Issue (i): Whether cash received as sale consideration for transfer of immovable property, reflected in registered sale deeds, attracts section 269SS and consequent penalty under section 271D.
Analysis: Section 269SS, as amended, covers loans, deposits and specified sums, and the expression "specified sum" was introduced to curb cash advances and similar receipts in relation to immovable property transactions. The receipt of consideration at the time of execution and registration of sale deeds was treated as distinct from an advance or loan-like transaction. On the facts, the cash was received as part of the completed sale consideration and was duly recorded in the registered instruments.

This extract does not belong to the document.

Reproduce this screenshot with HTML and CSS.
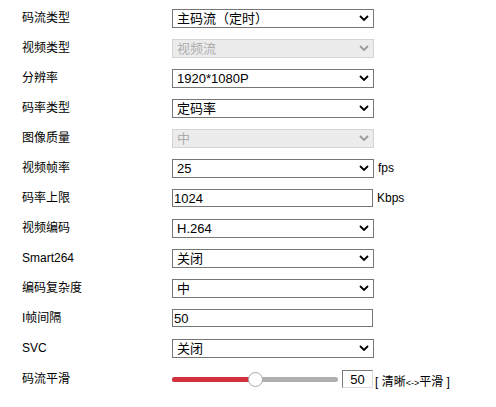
FILE: index.html
```html
<!DOCTYPE html>
<html lang="zh-CN">
<head>
    <meta charset="UTF-8">
    <title>码流参数</title>
    <link rel="stylesheet" href="styles.css">
</head>
<body>
    <form class="params">
        <div class="row">
            <label class="name">码流类型</label>
            <span class="pick">
                <select><option>主码流（定时）</option></select>
                <svg class="arrow" viewBox="0 0 10 6"><polyline points="1,1 5,5 9,1"/></svg>
            </span>
        </div>
        <div class="row">
            <label class="name">视频类型</label>
            <span class="pick off">
                <select disabled><option>视频流</option></select>
                <svg class="arrow" viewBox="0 0 10 6"><polyline points="1,1 5,5 9,1"/></svg>
            </span>
        </div>
        <div class="row">
            <label class="name">分辨率</label>
            <span class="pick">
                <select><option>1920*1080P</option></select>
                <svg class="arrow" viewBox="0 0 10 6"><polyline points="1,1 5,5 9,1"/></svg>
            </span>
        </div>
        <div class="row">
            <label class="name">码率类型</label>
            <span class="pick">
                <select><option>定码率</option></select>
                <svg class="arrow" viewBox="0 0 10 6"><polyline points="1,1 5,5 9,1"/></svg>
            </span>
        </div>
        <div class="row">
            <label class="name">图像质量</label>
            <span class="pick off">
                <select disabled><option>中</option></select>
                <svg class="arrow" viewBox="0 0 10 6"><polyline points="1,1 5,5 9,1"/></svg>
            </span>
        </div>
        <div class="row">
            <label class="name">视频帧率</label>
            <span class="pick">
                <select><option>25</option></select>
                <svg class="arrow" viewBox="0 0 10 6"><polyline points="1,1 5,5 9,1"/></svg>
            </span>
            <span class="unit">fps</span>
        </div>
        <div class="row">
            <label class="name">码率上限</label>
            <input class="text" type="text" value="1024">
            <span class="unit">Kbps</span>
        </div>
        <div class="row">
            <label class="name">视频编码</label>
            <span class="pick">
                <select><option>H.264</option></select>
                <svg class="arrow" viewBox="0 0 10 6"><polyline points="1,1 5,5 9,1"/></svg>
            </span>
        </div>
        <div class="row">
            <label class="name">Smart264</label>
            <span class="pick">
                <select><option>关闭</option></select>
                <svg class="arrow" viewBox="0 0 10 6"><polyline points="1,1 5,5 9,1"/></svg>
            </span>
        </div>
        <div class="row">
            <label class="name">编码复杂度</label>
            <span class="pick">
                <select><option>中</option></select>
                <svg class="arrow" viewBox="0 0 10 6"><polyline points="1,1 5,5 9,1"/></svg>
            </span>
        </div>
        <div class="row">
            <label class="name">I帧间隔</label>
            <input class="text" type="text" value="50">
        </div>
        <div class="row">
            <label class="name">SVC</label>
            <span class="pick">
                <select><option>关闭</option></select>
                <svg class="arrow" viewBox="0 0 10 6"><polyline points="1,1 5,5 9,1"/></svg>
            </span>
        </div>
        <!-- 码流平滑 -->
        <div class="row last">
            <label class="name">码流平滑</label>
            <div class="slider">
                <div class="fill" style="width: 50%;"></div>
                <div class="thumb" style="left: 50%;"></div>
            </div>
            <input class="num" type="text" value="50">
            <span class="hint">[ 清晰<small>&lt;-&gt;</small>平滑 ]</span>
        </div>
    </form>
</body>
</html>
```

FILE: styles.css
```css
body {
    margin: 0;
    font-family: "Liberation Sans", Arial, "Noto Sans CJK SC", sans-serif;
    font-size: 12px;
    color: #000;
    background: #fff;
}
.params {
    padding: 3px 0 0 22px;
}
.row {
    display: flex;
    align-items: center;
    height: 30px;
}
.row.last {
    margin-top: 1px;
}
.name {
    width: 150px;
    line-height: 14px;
}
.pick {
    position: relative;
    display: block;
    width: 202px;
    height: 19px;
}
.pick select {
    appearance: none;
    -webkit-appearance: none;
    width: 100%;
    height: 19px;
    margin: 0;
    padding: 0 0 0 4px;
    border: 1px solid #767676;
    border-radius: 0;
    background: #fff;
    color: #000;
    font: 13px "Liberation Sans", Arial, "Noto Sans CJK SC", sans-serif;
    line-height: 17px;
}
.arrow {
    position: absolute;
    right: 5px;
    top: 6px;
    width: 10px;
    height: 6px;
    fill: none;
    stroke: #000;
    stroke-width: 1.8;
    pointer-events: none;
}
.pick.off select {
    background: #e5e5e5;
    border-color: #c2c2c2;
    color: #8a8a8a;
}
.pick.off .arrow {
    stroke: #9a9a9a;
}
.text {
    width: 201px;
    height: 18px;
    margin: 0;
    padding: 0 0 0 1px;
    box-sizing: border-box;
    border: 1px solid #767676;
    border-radius: 0;
    font: 13px "Liberation Sans", Arial, "Noto Sans CJK SC", sans-serif;
    color: #000;
}
.unit {
    margin-left: 4px;
}
.slider {
    position: relative;
    width: 166px;
    height: 5px;
    border-radius: 3px;
    background: #b0b0b0;
}
.fill {
    height: 100%;
    border-radius: 3px 0 0 3px;
    background: #d2303a;
}
.thumb {
    position: absolute;
    top: -5px;
    width: 13px;
    height: 13px;
    margin-left: -7px;
    border: 1px solid #a8a8a8;
    border-radius: 50%;
    background: #fff;
}
.num {
    width: 31px;
    height: 18px;
    margin: 0 0 0 4px;
    padding: 0;
    box-sizing: border-box;
    border: 1px solid;
    border-color: #7a7a7a #dcdcdc #dcdcdc #7a7a7a;
    border-radius: 0;
    text-align: center;
    font: 13px "Liberation Sans", Arial, sans-serif;
    color: #000;
}
.hint {
    margin-left: 2px;
    margin-top: 3px;
}
.hint small {
    font-size: 9px;
}
```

Conclusion: The cash receipt in the course of the registered property transfer did not fall within the mischief of section 269SS, and penalty under section 271D was not leviable on that ground.
Issue (ii): Whether penalty under section 271D can be initiated and sustained in the absence of satisfaction recorded by the Assessing Officer in assessment or other proceedings.
Analysis: Penalty under section 271D is linked to a contravention noticed in assessment or other proceedings, and the jurisdictional foundation requires that the Assessing Officer record the necessary satisfaction in such proceedings. In the absence of any assessment proceedings or recorded satisfaction, initiation by the Joint Commissioner was held to be invalid. The contrary view based on limitation did not assist the Revenue because the core defect was the absence of the statutory pre-condition for initiation.
Conclusion: The penalty proceedings were invalid for want of recorded satisfaction in assessment or other proceedings, and the penalty could not be sustained.
Final Conclusion: The penalty was deleted on both the substantive and jurisdictional grounds, leaving no basis for sustaining the impugned levy.
Ratio Decidendi: Cash received as sale consideration in a registered immovable property transaction is not, by itself, a specified sum within section 269SS, and initiation of penalty under section 271D requires recorded satisfaction in assessment or other proceedings as a jurisdictional precondition.